The Manager fellow sort of sidled up and eyed Axel cautiously. "Sevens and Eights. They're seventeen years old. And they found Orion. How . . . what the hell?"
"It was the Octogon. They'll need to mature a good bit before a quad of them can deal with portals for eight hours shifts." Axel glanced at his watch. "Would you all like lunch?"
Apparently they were past outrage, and they all decamped to a nearby restaurant. Grabbed a cluster of four tables and Axel outlined a basic Mentalist training program.
"We can't, we can't . . ."
"Go to a judge and asked to pospone chipping a couple dozen Portal Clones so their abilities can mature before they're put to work? If the judge is stiff, Evgeny here," The man sat up startled, "has connections who can get an emergency declaration."
"But . . . no chips?"
"Not during training." Axel dipped into a link with the kids :: Or ever, but no need for them to know that yet. ::
"You're a World of three billion people. Right now, three shifts for one portal, you only need twelve portalists plus a few extra in case of illness. I think Regulous can handle fifteen kids going without chips for a few years."
Evgeny sighed. "It's not as good, or efficient as normal portal operations. But until the zivvy crisis is settled, it will help the Alliance limp along."
My, what a smooth lie! I think I like this fellow.
Between Ark and the expanding number of clones, he was having trouble finding time to hunt for dairy equipment.
But here was an ad for a "complete dairy farm setup."
"And me without a clue about working order, completeness, or value." Axel sighed and reached for the phone.

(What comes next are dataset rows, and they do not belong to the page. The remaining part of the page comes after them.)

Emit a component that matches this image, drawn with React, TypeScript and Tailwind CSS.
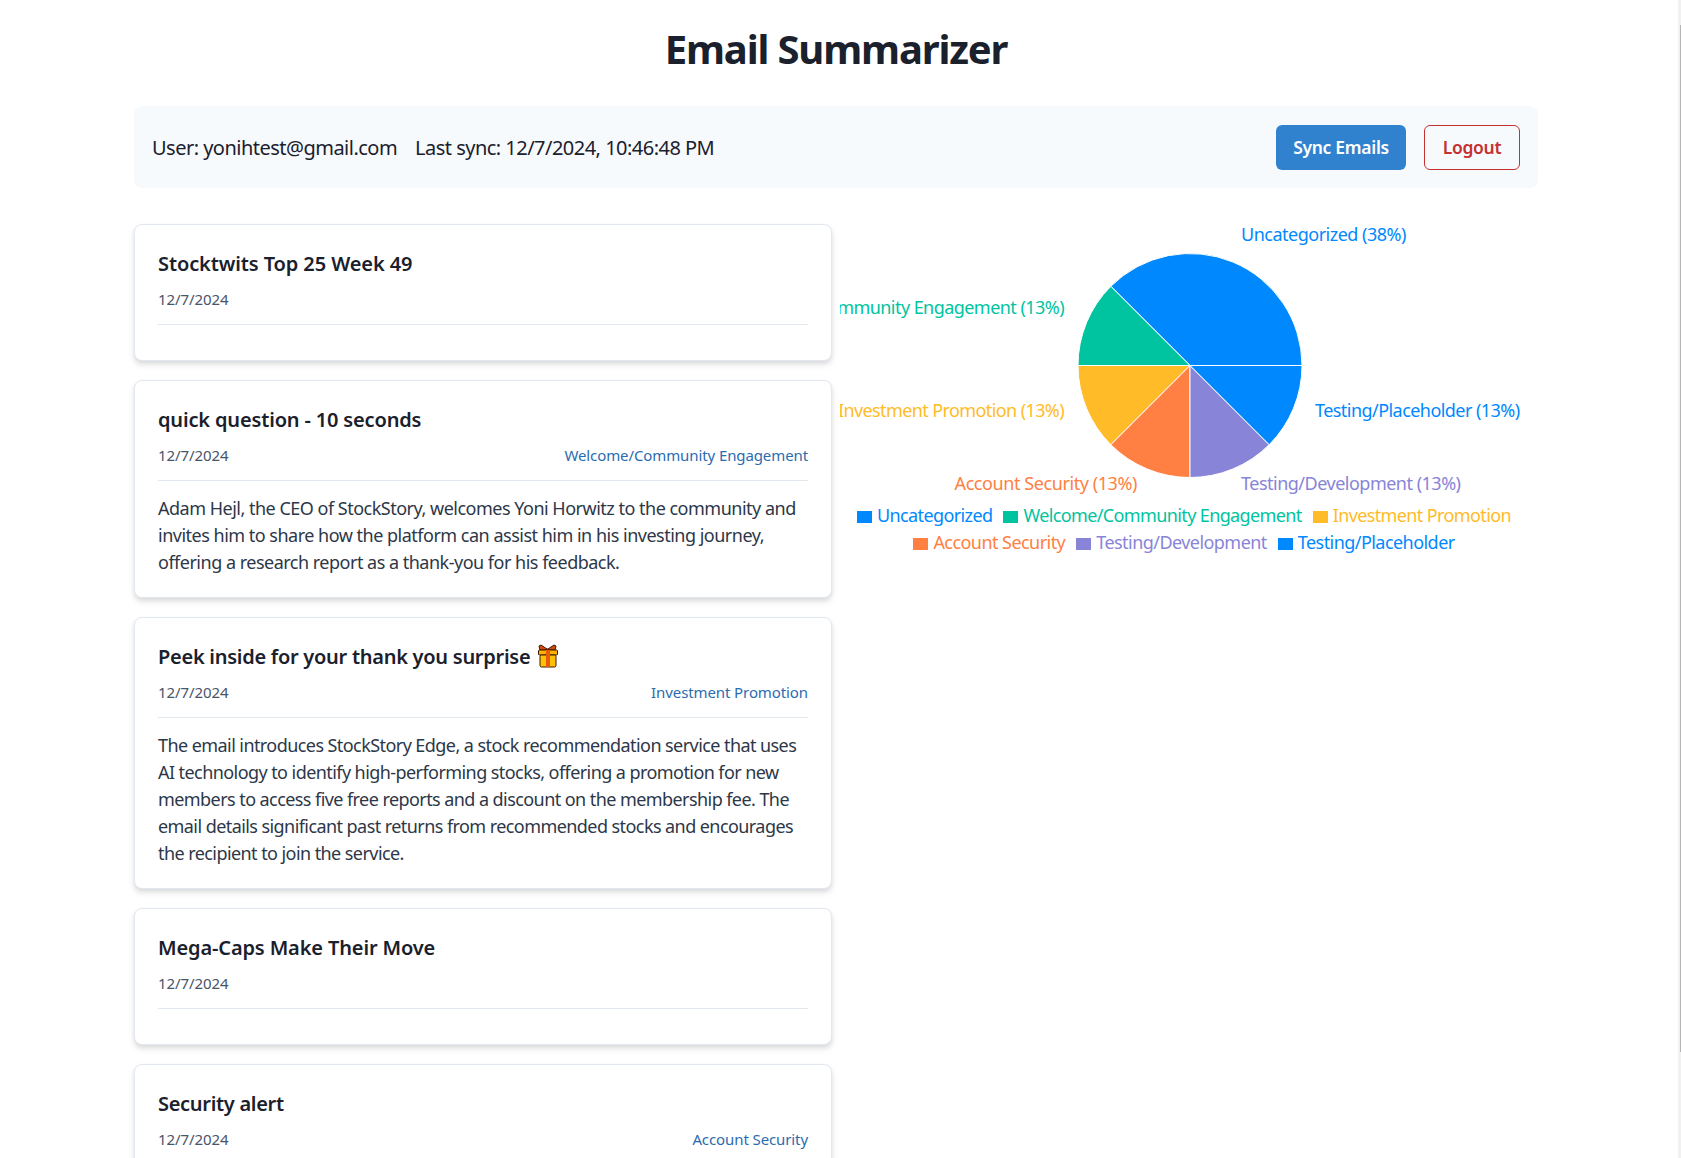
const palette = {
  blue: "#0088fe",
  green: "#00c49f",
  yellow: "#ffbb28",
  orange: "#ff8042",
  purple: "#8884d8",
}

const emails = [
  { title: "Stocktwits Top 25 Week 49", titleClass: "tracking-[-0.1px]", date: "12/7/2024", category: "", summary: [] as string[], summaryClass: "" },
  {
    title: "quick question - 10 seconds",
    titleClass: "tracking-[-0.16px]",
    date: "12/7/2024",
    category: "Welcome/Community Engagement",
    summary: [
      "Adam Hejl, the CEO of StockStory, welcomes Yoni Horwitz to the community and",
      "invites him to share how the platform can assist him in his investing journey,",
      "offering a research report as a thank-you for his feedback.",
    ],
    summaryClass: "tracking-[-0.5px]",
  },
  {
    title: "Peek inside for your thank you surprise",
    titleClass: "tracking-[-0.27px]",
    gift: true,
    date: "12/7/2024",
    category: "Investment Promotion",
    summary: [
      "The email introduces StockStory Edge, a stock recommendation service that uses",
      "AI technology to identify high-performing stocks, offering a promotion for new",
      "members to access five free reports and a discount on the membership fee. The",
      "email details significant past returns from recommended stocks and encourages",
      "the recipient to join the service.",
    ],
    summaryClass: "tracking-[-0.57px]",
  },
  { title: "Mega-Caps Make Their Move", titleClass: "tracking-[-0.13px]", date: "12/7/2024", category: "", summary: [] as string[], summaryClass: "" },
  { title: "Security alert", titleClass: "tracking-[-0.3px]", date: "12/7/2024", category: "Account Security", summary: [] as string[], summaryClass: "" },
]

const legend = [
  {
    className: "flex gap-[11px] tracking-[-0.62px]",
    items: [
      { name: "Uncategorized", color: palette.blue },
      { name: "Welcome/Community Engagement", color: palette.green },
      { name: "Investment Promotion", color: palette.yellow },
    ],
  },
  {
    className: "flex gap-[11px] tracking-[-0.55px]",
    items: [
      { name: "Account Security", color: palette.orange },
      { name: "Testing/Development", color: palette.purple },
      { name: "Testing/Placeholder", color: palette.blue },
    ],
  },
]

const cx = 350
const cy = 141.5
const r = 112

function point(deg: number) {
  const a = (deg * Math.PI) / 180
  return [cx + r * Math.cos(a), cy - r * Math.sin(a)]
}

function slice(from: number, to: number) {
  const [x1, y1] = point(from)
  const [x2, y2] = point(to)
  const large = to - from > 180 ? 1 : 0
  return `M${cx} ${cy} L${x1} ${y1} A${r} ${r} 0 ${large} 0 ${x2} ${y2} Z`
}

const slices = [
  { from: 0, to: 135, color: palette.blue },
  { from: 135, to: 180, color: palette.green },
  { from: 180, to: 225, color: palette.yellow },
  { from: 225, to: 270, color: palette.orange },
  { from: 270, to: 315, color: palette.purple },
  { from: 315, to: 360, color: palette.blue },
]

const labels = [
  { text: "Uncategorized (38%)", x: 401, y: 17, anchor: "start", color: palette.blue, spacing: -0.5 },
  { text: "Welcome/Community Engagement (13%)", x: 224, y: 90, anchor: "end", color: palette.green, spacing: -0.55 },
  { text: "Investment Promotion (13%)", x: 224, y: 193, anchor: "end", color: palette.yellow, spacing: -0.6 },
  { text: "Account Security (13%)", x: 297, y: 266, anchor: "end", color: palette.orange, spacing: -0.42 },
  { text: "Testing/Development (13%)", x: 401, y: 266, anchor: "start", color: palette.purple, spacing: -0.5 },
  { text: "Testing/Placeholder (13%)", x: 475, y: 193, anchor: "start", color: palette.blue, spacing: -0.55 },
]

function GiftIcon() {
  return (
    <svg width="22" height="24" viewBox="0 0 22 24" className="inline-block align-[-4px] ml-[7px]">
      <path d="M4 1 L10 5 L11 5 L17 1 L19 2 L18 6 L3 6 L2 2 Z" fill="#d9480f" stroke="#3a1a00" strokeWidth="1" />
      <rect x="1.5" y="6" width="19" height="5" rx="1" fill="#ffb000" stroke="#3a1a00" strokeWidth="1" />
      <rect x="3" y="11" width="16" height="12" rx="1.5" fill="#ffc107" stroke="#3a1a00" strokeWidth="1" />
      <rect x="9" y="6" width="4" height="17" fill="#e8590c" />
    </svg>
  )
}

function EmailCard({ email }: { email: (typeof emails)[number] }) {
  return (
    <div className="bg-white border border-[#e2e8f0] rounded-lg shadow-[0_4px_6px_rgba(0,0,0,0.1),0_2px_4px_rgba(0,0,0,0.06)] px-[23px] pt-[24px] pb-[21px] shrink-0">
      <h3 className={`text-[20px] leading-[30px] font-semibold text-[#1a202c] ${email.titleClass}`}>
        {email.title}
        {email.gift && <GiftIcon />}
      </h3>
      <div className="flex justify-between items-center mt-[8px] pb-[12px] mb-[14px] border-b border-[#e2e8f0] h-[38px]">
        <span className="text-[15px] text-[#4a5568] tracking-[-0.08px]">{email.date}</span>
        <span className="text-[15px] text-[#2b6cb0] tracking-[-0.1px]">{email.category}</span>
      </div>
      <div className={`text-[18px] leading-[27px] text-[#2d3748] ${email.summaryClass}`}>
        {email.summary.map((line) => (
          <div key={line} className="whitespace-nowrap">
            {line}
          </div>
        ))}
      </div>
    </div>
  )
}

function Chart() {
  return (
    <div className="w-[688px] shrink-0">
      <svg width="688" height="278" className="block overflow-hidden">
        {slices.map((s) => (
          <path key={s.from} d={slice(s.from, s.to)} fill={s.color} stroke="#fff" strokeWidth="1" />
        ))}
        {labels.map((l) => (
          <text key={l.text} x={l.x} y={l.y} textAnchor={l.anchor as "start" | "end"} fill={l.color} fontSize="18" letterSpacing={l.spacing}>
            {l.text}
          </text>
        ))}
      </svg>
      <div className="flex flex-col items-center text-[18px] leading-[27px]">
        {legend.map((row) => (
          <div key={row.items[0].name} className={row.className}>
            {row.items.map((item) => (
              <div key={item.name} className="flex items-center">
                <span className="w-[15px] h-[12px] mr-[5px] mt-[2px]" style={{ backgroundColor: item.color }} />
                <span style={{ color: item.color }}>{item.name}</span>
              </div>
            ))}
          </div>
        ))}
      </div>
    </div>
  )
}

export default function App() {
  return (
    <div className="h-[1158px] overflow-hidden bg-white relative font-['Noto_Sans',sans-serif]">
      <div className="w-[1404px] ml-[134px]">
        <h1 className="text-center text-[40px] leading-[60px] font-bold text-[#1a202c] tracking-[-1.15px] pt-[19px] h-[106px]">
          Email Summarizer
        </h1>
        <div className="flex items-center justify-between bg-[#f7fafc] rounded-lg h-[82px] px-[18px]">
          <div className="flex gap-[18px] text-[20px] text-[#1a202c] tracking-[-0.52px] pt-[2px]">
            <span>User: yonihtest@gmail.com</span>
            <span>Last sync: 12/7/2024, 10:46:48 PM</span>
          </div>
          <div className="flex gap-[18px]">
            <button className="h-[45px] w-[130px] bg-[#3182ce] text-white rounded-md text-[17.5px] font-semibold tracking-[-0.3px]">
              Sync Emails
            </button>
            <button className="h-[45px] w-[96px] bg-transparent border border-[#c53030] text-[#c53030] rounded-md text-[17.5px] font-semibold tracking-[-0.3px]">
              Logout
            </button>
          </div>
        </div>
        <div className="flex gap-[8px] mt-[36px]">
          <div className="w-[698px] shrink-0 flex flex-col gap-[19px]">
            {emails.map((email) => (
              <EmailCard key={email.title} email={email} />
            ))}
          </div>
          <Chart />
        </div>
      </div>
      {/* scrollbar strip */}
      <div className="absolute top-0 right-0 bottom-0 w-[3px] bg-[#f1f1f1]">
        <div className="absolute top-[25px] right-0 w-[1px] h-[1027px] bg-[#b5b5b5]" />
      </div>
    </div>
  )
}
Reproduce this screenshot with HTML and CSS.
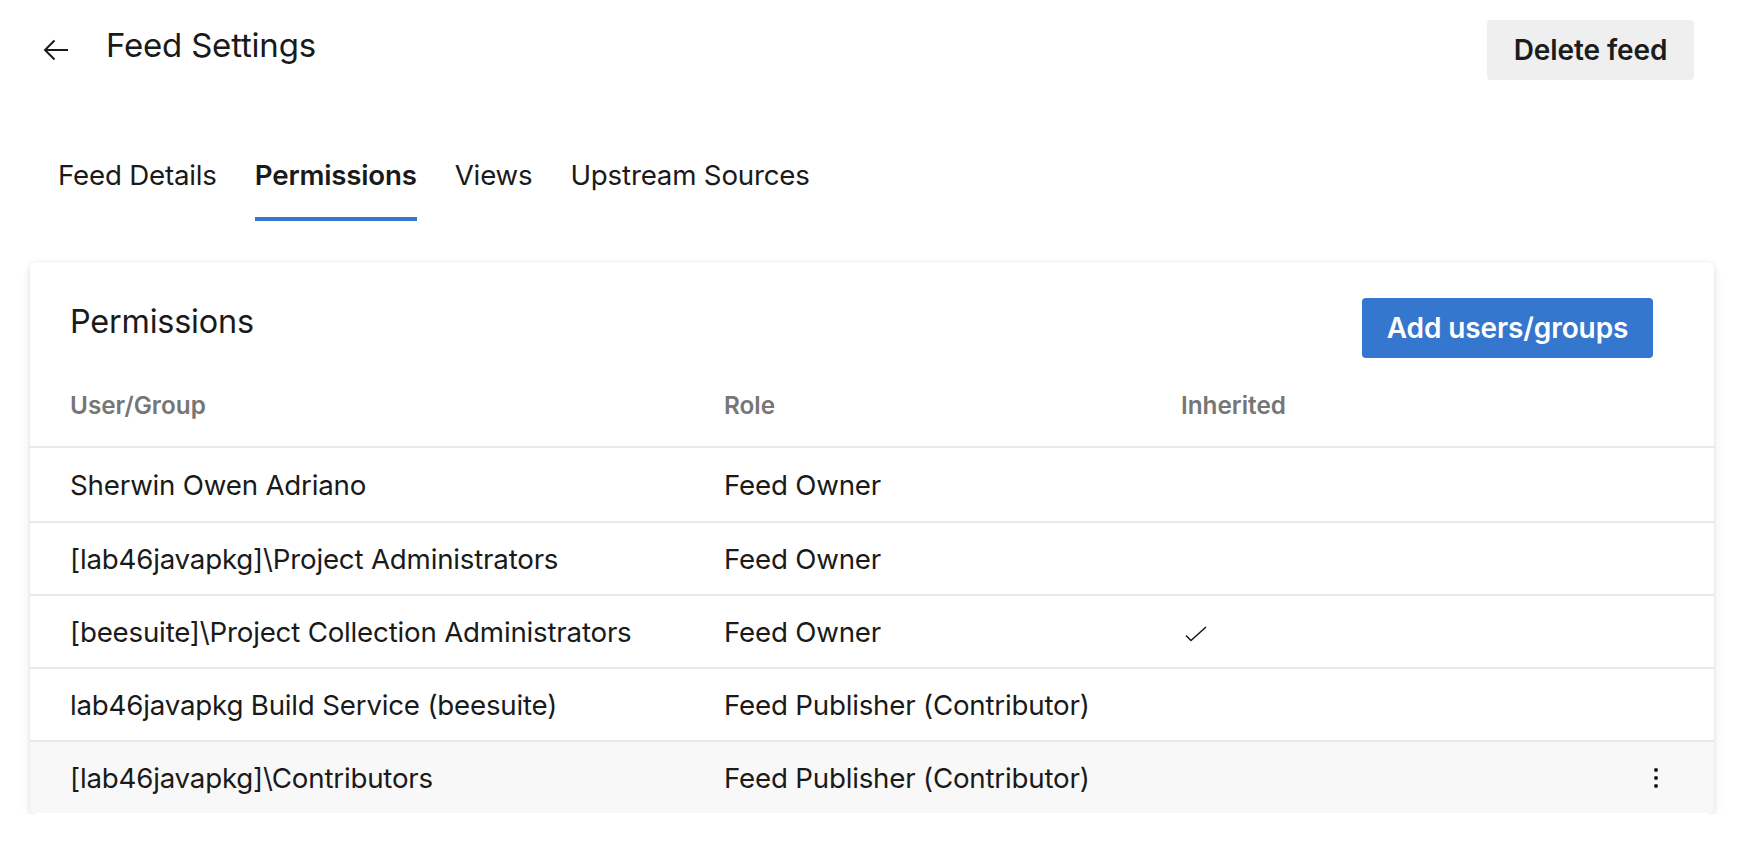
FILE: index.html
```html
<!DOCTYPE html>
<html lang="en">
<head>
<meta charset="utf-8">
<title>Feed Settings</title>
<link rel="stylesheet" href="styles.css">
</head>
<body>
<div class="page">
  <header class="topbar">
    <div class="title-group">
      <button class="back" aria-label="Back">
        <svg width="26" height="22" viewBox="0 0 26 22"><path d="M25 11H2M11.5 1.5L2 11l9.5 9.5" fill="none" stroke="#1a1a1a" stroke-width="2"/></svg>
      </button>
      <h1 class="title">Feed Settings</h1>
    </div>
    <button class="btn btn-default">Delete feed</button>
  </header>

  <nav class="tabs">
    <a class="tab">Feed Details</a>
    <a class="tab active">Permissions</a>
    <a class="tab">Views</a>
    <a class="tab">Upstream Sources</a>
  </nav>

  <section class="card">
    <div class="card-header">
      <h2 class="card-title">Permissions</h2>
      <button class="btn btn-primary">Add users/groups</button>
    </div>
    <div class="grid head">
      <div>User/Group</div>
      <div>Role</div>
      <div>Inherited</div>
      <div></div>
    </div>
    <div class="grid row">
      <div>Sherwin Owen Adriano</div>
      <div>Feed Owner</div>
      <div></div>
      <div></div>
    </div>
    <div class="grid row">
      <div>[lab46javapkg]\Project Administrators</div>
      <div>Feed Owner</div>
      <div></div>
      <div></div>
    </div>
    <div class="grid row">
      <div>[beesuite]\Project Collection Administrators</div>
      <div>Feed Owner</div>
      <div class="check"><svg width="22" height="16" viewBox="0 0 22 16"><path d="M1 9.5l5 5L21 1" fill="none" stroke="#1a1a1a" stroke-width="1.6"/></svg></div>
      <div></div>
    </div>
    <div class="grid row">
      <div>lab46javapkg Build Service (beesuite)</div>
      <div>Feed Publisher (Contributor)</div>
      <div></div>
      <div></div>
    </div>
    <div class="grid row hover">
      <div>[lab46javapkg]\Contributors</div>
      <div>Feed Publisher (Contributor)</div>
      <div></div>
      <div class="more"><span class="dots"><i></i><i></i><i></i></span></div>
    </div>
  </section>
</div>
</body>
</html>
```

FILE: styles.css
```css
* { box-sizing: border-box; }
html, body { margin: 0; padding: 0; background: #ffffff; }
body {
  font-family: Inter, "Noto Sans", "Liberation Sans", sans-serif;
  color: #1a1a1a;
  font-size: 28px;
}
.page { width: 1754px; }

.topbar {
  display: flex;
  justify-content: space-between;
  align-items: flex-start;
  padding: 20px 60px 0 43px;
  height: 80px;
}
.title-group {
  display: flex;
  align-items: center;
  height: 60px;
}
.back {
  background: none;
  border: 0;
  padding: 0;
  margin: 0;
  width: 26px;
  height: 22px;
  display: flex;
}
.title {
  margin: 0 0 10px 37px;
  font-size: 33px;
  font-weight: 400;
  line-height: 40px;
  letter-spacing: -0.2px;
}
.btn {
  font-family: inherit;
  font-size: 28px;
  font-weight: 600;
  border: 0;
  border-radius: 4px;
  height: 60px;
  padding: 0;
  letter-spacing: -0.1px;
}
.btn-default {
  background: #efefef;
  color: #1c1c1c;
  width: 207px;
}
.btn-primary {
  background: #3577ce;
  color: #ffffff;
  width: 291px;
}

.tabs {
  display: flex;
  gap: 38px;
  padding-left: 58px;
  margin-top: 75px;
}
.tab {
  display: block;
  font-size: 27.7px;
  line-height: 40px;
  padding-bottom: 22px;
  border-bottom: 4px solid transparent;
  color: #1a1a1a;
  letter-spacing: -0.2px;
}
.tab.active {
  font-weight: 600;
  border-bottom-color: #3478cf;
}

.card {
  margin: 41px 40px 0 30px;
  padding-bottom: 1px;
  background: #ffffff;
  border-radius: 6px;
  box-shadow: 0 3px 10px rgba(0,0,0,0.11), 0 0 3px rgba(0,0,0,0.08);
  overflow: hidden;
}
.card-header {
  display: flex;
  justify-content: space-between;
  align-items: flex-start;
  padding: 36px 61px 0 40px;
}
.card-title {
  margin: 0;
  font-size: 32.4px;
  font-weight: 400;
  line-height: 48px;
  letter-spacing: -0.2px;
}

.grid {
  display: grid;
  grid-template-columns: 654px 457px 1fr 36px;
  padding: 0 40px;
  align-items: center;
}
.head {
  height: 90px;
  padding-top: 6px;
  font-size: 24.3px;
  font-weight: 600;
  color: #767676;
  border-bottom: 2px solid #e9e9e9;
}
.row {
  height: 73px;
  font-size: 27.7px;
  letter-spacing: -0.2px;
}
.row + .row { border-top: 2px solid #e9e9e9; }
.row.hover { background: #f8f8f8; }
.check { display: flex; padding-left: 4px; padding-top: 4px; }
.more { display: flex; justify-content: center; }
.dots { display: flex; flex-direction: column; gap: 4px; }
.dots i { display: block; width: 4px; height: 4px; border-radius: 50%; background: #1a1a1a; }
```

"So . . . you're selling the land to developers and need to sell the cows and all the equipment . . . what about the workers, and their kids?" Who are all pretending they aren't listening as hard as they can.
"They'll have to retrain." Lord Yalokov shrugged, then eyed Axel. "Unless you need them."
Good God. Can I buy an entire working dairy.
"Eh, might. What about the buildings . . ."
Getting it all into the walking-stick bubble was an interesting task. Especially the little orchard.